The image forming apparatus includes the heating device having any one of the first configuration to the seventh configuration or the fixing device having the eighth configuration.

Accordingly, the heating device, the fixing device, and the image forming apparatus suppress generation of fine particles.

According to the embodiments described above, the fixing belt 21 serves as a rotator or a first rotator. Alternatively, a fixing film, a fixing sleeve, or the like may be used as a rotator or a first rotator. Further, the pressure roller 22 serves as a second rotator. Alternatively, a pressure belt or the like may be used as a second rotator.

The above-described embodiments are illustrative and do not limit the present invention. Thus, numerous additional modifications and variations are possible in light of the above teachings. For example, elements and/or features of different illustrative embodiments may be combined with each other and/or substituted for each other within the scope of the present invention.

Claims

1. A heating device comprising:

a rotator configured to rotate;

a heater disposed opposite an inner circumferential face of the rotator, the heater configured to heat the rotator;

a rotator holder disposed opposite the inner circumferential face of the rotator, the rotator holder configured to hold a lateral end of the rotator in a longitudinal direction of the rotator, the rotator holder adhered with a lubricating substance; and

a heat shield disposed between the heater and the rotator and between the heater and the rotator holder, the heat shield configured to block radiant heat radiated from the heater, the heat shield separated from the rotator holder,

the heat shield including: a first portion; and a second portion disposed outboard from the first portion in the longitudinal direction of the rotator, the second portion separated from the inner circumferential face of the rotator farther than the first portion is.

2. The heating device according to claim 1,

wherein the lubricating substance is liquid.

3. The heating device according to claim 1,

wherein the lubricating substance is semisolid.

4. The heating device according to claim 1,

wherein the first portion of the heat shield is disposed closer to a center of the rotator in the longitudinal direction of the rotator than the second portion of the heat shield is.

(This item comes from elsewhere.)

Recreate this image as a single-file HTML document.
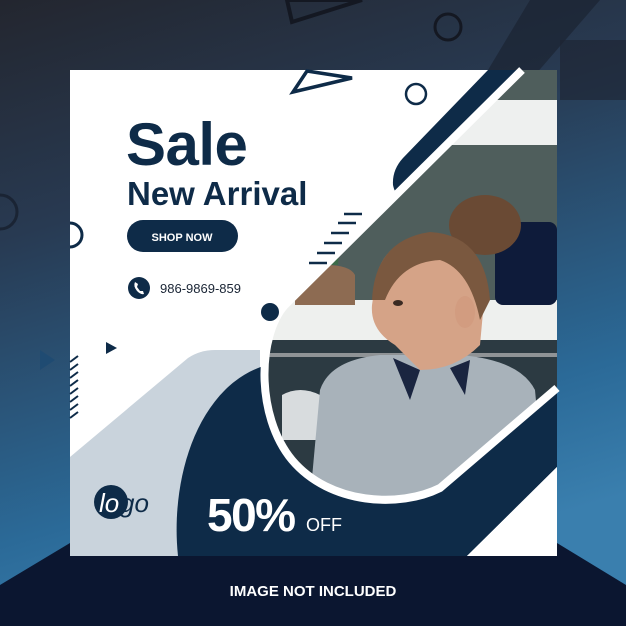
<!DOCTYPE html>
<html><head><meta charset="utf-8"><style>
html,body{margin:0;padding:0;width:626px;height:626px;overflow:hidden;background:#262b38}
svg{display:block}
text{font-family:"Liberation Sans",sans-serif}
</style></head><body>
<svg width="626" height="626" viewBox="0 0 626 626" xmlns="http://www.w3.org/2000/svg">
<defs>
<linearGradient id="bg" x1="0" y1="0" x2="0.3" y2="1">
<stop offset="0" stop-color="#23262f"/><stop offset="0.35" stop-color="#283a52"/><stop offset="0.8" stop-color="#2b6a98"/><stop offset="1" stop-color="#3a7fae"/>
</linearGradient>
<clipPath id="ph"><path d="M522 70 L557 70 L557 388 L440 488 C400 508 330 505 292 460 C255 415 258 335 285 305 Z"/></clipPath>
</defs>
<rect width="626" height="626" fill="url(#bg)"/>
<path d="M287 0 L362 0 L292 22 Z" fill="none" stroke="#141822" stroke-width="4"/>
<circle cx="448" cy="27" r="13" fill="none" stroke="#141822" stroke-width="3"/>
<path d="M530 0 L600 0 L470 150 L440 150 Z" fill="#1b2332" opacity="0.7"/>
<path d="M560 40 L626 40 L626 100 L560 100 Z" fill="#1d2330" opacity="0.6"/>
<circle cx="0" cy="212" r="17" fill="none" stroke="#1a2434" stroke-width="3"/>
<path d="M40 350 L55 360 L40 370 Z" fill="#1f4b72"/>
<path d="M0 585 L70 543 L557 543 L626 585 L626 626 L0 626 Z" fill="#0b1630"/>
<rect x="70" y="70" width="487" height="486" fill="#fff"/>
<path d="M70 457 L188 358 Q200 350 215 350 L260 350 L260 556 L70 556 Z" fill="#c9d3dc"/>
<path d="M178 556 C172 500 185 430 225 390 C250 365 280 360 300 360 L557 360 L557 467 L467 556 Z" fill="#0e2b48"/>
<path d="M488 70 L520 70 L406 190 Q396 200 393 185 Q392 170 403 158 Z" fill="#0e2b48"/>
<g clip-path="url(#ph)">
<rect x="250" y="70" width="310" height="440" fill="#4f5e5c"/>
<rect x="440" y="100" width="120" height="45" fill="#eef0ef"/>
<rect x="250" y="300" width="310" height="40" fill="#eef0ee"/>
<rect x="250" y="340" width="310" height="170" fill="#2c3a42"/>
<rect x="262" y="353" width="300" height="4" fill="#8f9396"/>
<path d="M295 275 Q300 265 325 265 Q350 265 355 275 L355 305 L295 305 Z" fill="#8d6b52"/>
<path d="M305 265 L315 230 L325 258 L340 235 L338 265 Z" fill="#3d6b4a"/>
<rect x="495" y="222" width="62" height="83" rx="8" fill="#0e1b3a"/>
<path d="M282 395 Q300 385 320 395 L322 440 L282 440 Z" fill="#d8dcde"/>
<path d="M320 390 Q330 360 380 355 L460 355 Q520 360 535 390 L545 500 L310 500 Z" fill="#a8b2ba"/>
<path d="M393 358 L410 400 L420 370 Z M450 368 L465 395 L470 360 Z" fill="#1a2540"/>
<ellipse cx="485" cy="225" rx="36" ry="30" fill="#6a4a34"/>
<path d="M375 285 Q380 240 430 235 Q480 238 485 290 L480 345 Q455 370 420 370 L395 345 Q370 330 372 305 Z" fill="#d5a387"/>
<path d="M372 300 Q375 240 430 232 Q485 235 490 300 L480 320 Q470 270 440 260 Q400 262 385 300 Z" fill="#7a583f"/>
<ellipse cx="465" cy="312" rx="10" ry="16" fill="#d29c80"/>
<ellipse cx="398" cy="303" rx="5" ry="3" fill="#3a2a22"/>
</g>
<path d="M522 70 L285 305 C258 335 255 415 292 460 C330 505 400 508 440 488 L557 388" fill="none" stroke="#fff" stroke-width="8"/>
<circle cx="270" cy="312" r="9" fill="#0e2b48"/>
<path d="M467 556 L557 467 L557 556 Z" fill="#fff"/>
<g stroke="#0e2b48" stroke-width="2.5">
<line x1="344" y1="214" x2="362" y2="214"/><line x1="338" y1="223" x2="356" y2="223"/>
<line x1="331" y1="233" x2="349" y2="233"/><line x1="324" y1="243" x2="342" y2="243"/>
<line x1="317" y1="253" x2="335" y2="253"/><line x1="309" y1="263" x2="327" y2="263"/>
</g>
<path d="M307 71 L352 78 L293 92 Z" fill="none" stroke="#0e2b48" stroke-width="3.5"/>
<circle cx="416" cy="94" r="10" fill="#fff" stroke="#0e2b48" stroke-width="2.5"/>
<path d="M70 223 A12 12 0 0 1 70 247" fill="#fff" stroke="#0e2b48" stroke-width="3"/>
<path d="M106 342 L117 348 L106 354 Z" fill="#0e2b48"/>
<g stroke="#0e2b48" stroke-width="2">
<line x1="70" y1="362" x2="78" y2="356"/><line x1="70" y1="370" x2="78" y2="364"/><line x1="70" y1="378" x2="78" y2="372"/>
<line x1="70" y1="386" x2="78" y2="380"/><line x1="70" y1="394" x2="78" y2="388"/><line x1="70" y1="402" x2="78" y2="396"/>
<line x1="70" y1="410" x2="78" y2="404"/><line x1="70" y1="418" x2="78" y2="412"/>
</g>
<text x="126" y="165" font-size="60" font-weight="bold" fill="#0e2b48" letter-spacing="-0.5">Sale</text>
<text x="127" y="205" font-size="33" font-weight="bold" fill="#0e2b48" letter-spacing="0">New Arrival</text>
<rect x="127" y="220" width="111" height="32" rx="16" fill="#0e2b48"/>
<text x="182" y="241" font-size="11" font-weight="bold" fill="#fff" text-anchor="middle">SHOP NOW</text>
<circle cx="139" cy="288" r="11" fill="#0e2b48"/>
<path d="M135 282 Q133 286 137 291 Q141 295 144 294 L143 291 L140 291 L137 287 L138 284 Z" fill="#fff"/>
<text x="160" y="293" font-size="13" fill="#1a2535">986-9869-859</text>
<circle cx="111" cy="502" r="17" fill="#0e2b48"/>
<text x="99" y="512" font-size="26" font-style="italic" fill="#fff" font-family="Liberation Serif,serif">lo</text>
<text x="120" y="512" font-size="26" font-style="italic" fill="#0e2b48" font-family="Liberation Serif,serif">go</text>
<text x="207" y="531" font-size="46" font-weight="bold" fill="#fff" letter-spacing="-1.5">50%</text>
<text x="306" y="531" font-size="18" fill="#fff">OFF</text>
<text x="313" y="596" font-size="15" font-weight="bold" fill="#fff" text-anchor="middle">IMAGE NOT INCLUDED</text>
</svg>
</body></html>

5. The heating device according to claim 1,

wherein the first portion of the heat shield extends in the longitudinal direction of the rotator,

wherein the heat shield further includes a bent portion being interposed between the first portion and the second portion and abutting on the first portion, and

wherein the second portion is separated gradually from the inner circumferential face of the rotator toward the lateral end of the rotator in the longitudinal direction of the rotator.

6. The heating device according to claim 5,

wherein the bent portion of the heat shield is disposed outboard from a maximum recording medium conveyance span in the longitudinal direction of the rotator, and

wherein a recording medium having a maximum size available in the heating device is conveyed in the maximum recording medium conveyance span.

7. The heating device according to claim 1,

wherein the second portion of the heat shield is disposed closer to the heater than the first portion of the heat shield is,

wherein the heater includes a decreased heat generation portion configured to generate heat in a decreased heat generation amount that is not greater than 50% of a maximum heat generation amount of the heater, and

wherein the second portion of the heat shield is disposed opposite the decreased heat generation portion of the heater.

8. The heating device according to claim 1,

wherein the heat shield has a heater opposed face being disposed opposite the heater and having a radiant heat reflectance not smaller than 40%.

9. The heating device according to claim 8,

wherein the heater opposed face of the heat shield is inclined and directed to a center span of the rotator in the longitudinal direction of the rotator.

10. The heating device according to claim 1, further comprising a stay to which the heat shield is secured stationarily.

11. The heating device according to claim 1,

wherein the second portion of the heat shield is L-shaped in cross section.

12. The heating device according to claim 1,

wherein the second portion of the heat shield is linear in cross section.

13. The heating device according to claim 1,

wherein the second portion of the heat shield is curved in cross section.

14. The heating device according to claim 1,

wherein the rotator includes an endless belt.

15. A fixing device comprising:

a first rotator configured to rotate;

a second rotator disposed opposite the first rotator;

a heater disposed opposite an inner circumferential face of the first rotator, the heater configured to heat the first rotator;

a rotator holder disposed opposite the inner circumferential face of the first rotator, the rotator holder configured to hold a lateral end of the first rotator in a longitudinal direction of the first rotator, the rotator holder adhered with a lubricating substance; and

a heat shield disposed between the heater and the first rotator and between the heater and the rotator holder, the heat shield configured to block radiant heat radiated from the heater, the heat shield separated from the rotator holder,

the heat shield including: a first portion; and a second portion disposed outboard from the first portion in the longitudinal direction of the first rotator, the second portion separated from the inner circumferential face of the first rotator farther than the first portion is.

16. The fixing device according to claim 15,

wherein the first rotator includes a fixing belt and the second rotator includes a pressure roller.

17. An image forming apparatus comprising:

an image bearer configured to bear an image; and

a heating device configured to heat the image on a recording medium,

the heating device including: a rotator configured to rotate; a heater disposed opposite an inner circumferential face of the rotator, the heater configured to heat the rotator; a rotator holder disposed opposite the inner circumferential face of the rotator, the rotator holder configured to hold a lateral end of the rotator in a longitudinal direction of the rotator, the rotator holder adhered with a lubricating substance; and a heat shield disposed between the heater and the rotator and between the heater and the rotator holder, the heat shield configured to block radiant heat radiated from the heater, the heat shield separated from the rotator holder, the heat shield including: a first portion; and a second portion disposed outboard from the first portion in the longitudinal direction of the rotator, the second portion separated from the inner circumferential face of the rotator farther than the first portion is.